Increases in the sensitivity of ground-based telescopes are expected to take the size of
detectable extra-solar planets down to one sixth of a Jupiter, or 50 Earths in the next
ten years. But “space is best”, says Penny and plans are afoot at ESA to launch three
spacecraft to look for Earth-like planets and the signs of life on them.

First will be Eddington
with a possible launch date of 2008, which will search 500 000
stars for orbiting Earth-like planets. Next will be
Gaia which will watch for stars
wobbling along their orbits because they are being tugged by planets. Finally,
Darwin
will employ a sophisticated technique called nulling interferometry to detect Earth-like
planets directly and determine the composition of their atmospheres through spectral analysis.

“If we see oxygen or ozone, we’ll know that something is pumping it out continuously,
as oxygen is very reactive and doesn’t stay around long. People have wracked their
brains to think of methods of getting a lot of oxygen into the atmosphere that have
nothing to do with life – and they can’t think of any.

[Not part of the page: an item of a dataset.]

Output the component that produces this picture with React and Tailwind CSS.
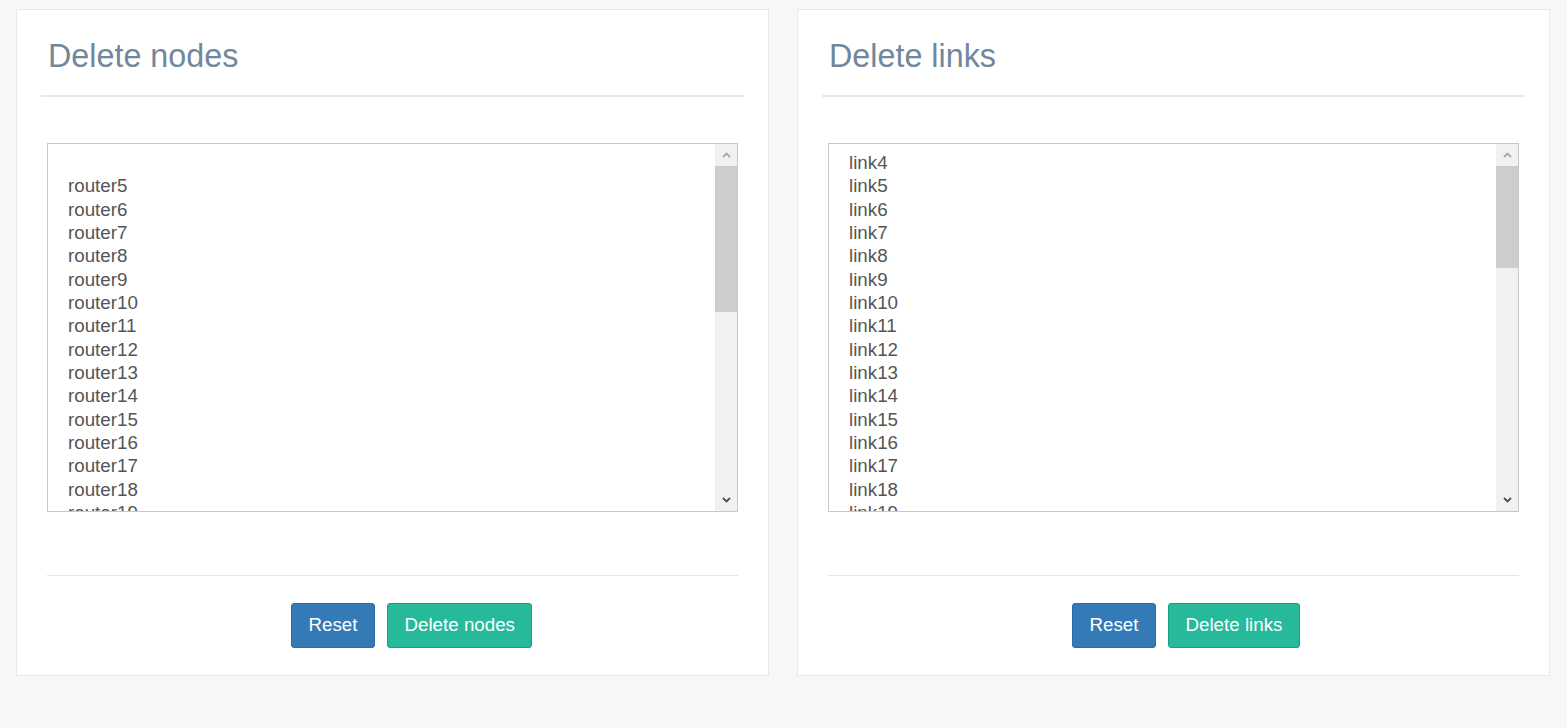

So in all probability, if
we see oxygen or ozone, it will mean life,” says Penny.

Darwin, however, is a complex and challenging mission technologically. “Recent studies
by industry have shown Darwin to be feasible within the next decade,” says Malcolm Fridlund,
Darwin study scientist at ESA. “Nevertheless, a very large amount of technological
preparatory work is needed which will be carried out in pre-cursor missions over the
next few years.”

Whether it’s looking for life close by in our Solar System or far away in
distant galaxies, ESA is forging forward with exciting and ambitious
exploration plans to enable European scientists and engineers come closer to
answering the question: “Is there life out there?”